Yes. I am always working on a few. But I’ve got to the point where I don’t see the split between self-initiated and other work. I see it all as one thing that goes towards the same goal. I call myself an artist-illustrator because I sell my work with the gallery. It’s interesting because the gallery take my work to different fairs around the world where I’m not known as an illustrator. So the people that buy my work think I’m an artist, but equally, on the illustration side, people also wouldn’t necessarily know that I sell my work as art.

What tools do you use most for your work?
A paper diary to keep track of business stuff (If I lost that, I’d be totally devastated); my phone for taking down notes, ideas and things I’ve seen; an iMac; Cintiq tablet; Photoshop; pens and paints. When I’m hand-finishing prints I also use this amazing glossy, sign writer’s paint.

Editorial for The New York Times Opinion Page

How I Got Here

What did you want to be growing up?
A waitress. Then an opera or classical singer. My parents are both artists so I very much rebelled against going into art. But Mr Mumby, my A-Level art teacher advised me to go to the Kingston Art Foundation course. The tutors there spotted that I liked telling stories, and suggested I do illustration. I was never very good at drawing as a kid or particularly arty, but when I speak to my mum and dad about it, they say they always knew that’s what I would end up doing, but I suppose they just let me get on with all the other stuff.

What influence has your upbringing had on your choice of career?
My childhood was totally art-saturated. My dad is always working; whenever he’s sitting down, he’s doing some form of work – whether it’s cutting out stuff for a collage, or drawing. He’s just so obsessed with what he does. That sense of working hard was a big influence on me and that’s why I'm now quite focused on what I do.

How (if at all) is the subject you studied useful to your current role?
In terms of my degree, amazingly useful. At Kingston I learned that illustration is 80% your brain, and 20% your hand. I met so many amazing people through studying there; the tutors were brilliant, but my friends were amazing too, and I’m still sharing a studio with some of them.
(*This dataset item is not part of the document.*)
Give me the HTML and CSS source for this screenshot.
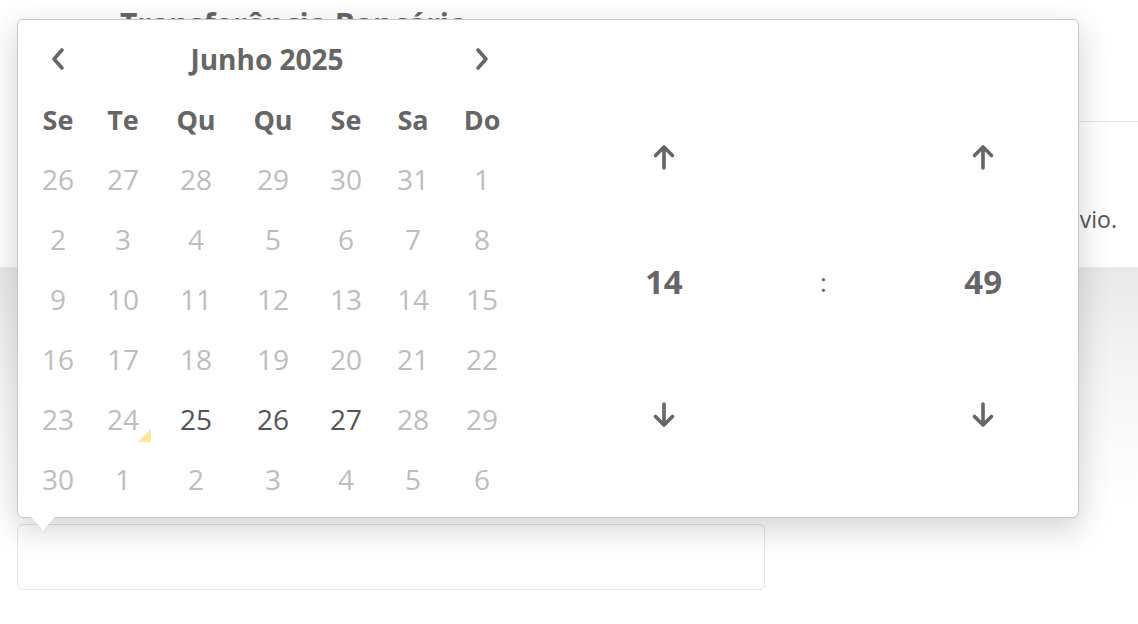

I’m still really close friends with loads of people from the RCA, but the visual communication course there wasn’t a very illustration-friendly course. It made me question whether I wanted to be an illustrator, so after I graduated I had a bit of an existential crisis!

I definitely couldn’t have done this without my degree. Studying art means you’re part of a community. At Kingston, everyone helps each other out. You’ve got alumni from all the different years that you can link with. If I’m ever looking for help that’s where I’ll look first. It’s a real unit and a support system.

“At Kingston I learned that illustration is 80% your brain, and 20% your hand.”

What were your first jobs?
After I graduated, I went straight into illustration. But my first jobs were all really horrendous. When you’re starting out, you don’t really have much to show, so you’re the last resort illustrator. I did a few years of work where an art director would contact me, already knowing what they wanted the illustration to look like. So essentially I was hired as their hand. Breaking out of that was hard.

What in particular helped you the most at the start of your career?
I’d been out of uni for a year or two and was hating the work I was doing. A friend of mine, Kaye Blegvad, had been living in New York and was working for the New York Times. She gave me the art director Matt Dorfman’s email address, so I emailed him. He replied that same day and asked me to do something for the Opinion page. Often with jobs like those you’ll get the brief at midday and have about five hours to have it signed off. Even though I had quite a small portfolio, he put so much trust in me. But fifteen minutes after I got the job, the article was pulled. I thought I’d lost my chance at getting a proper gig, but he emailed the next day with another one. That was probably my first proper illustration job. Having them in my client list also meant more work started coming in, because people knew I could handle a deadline.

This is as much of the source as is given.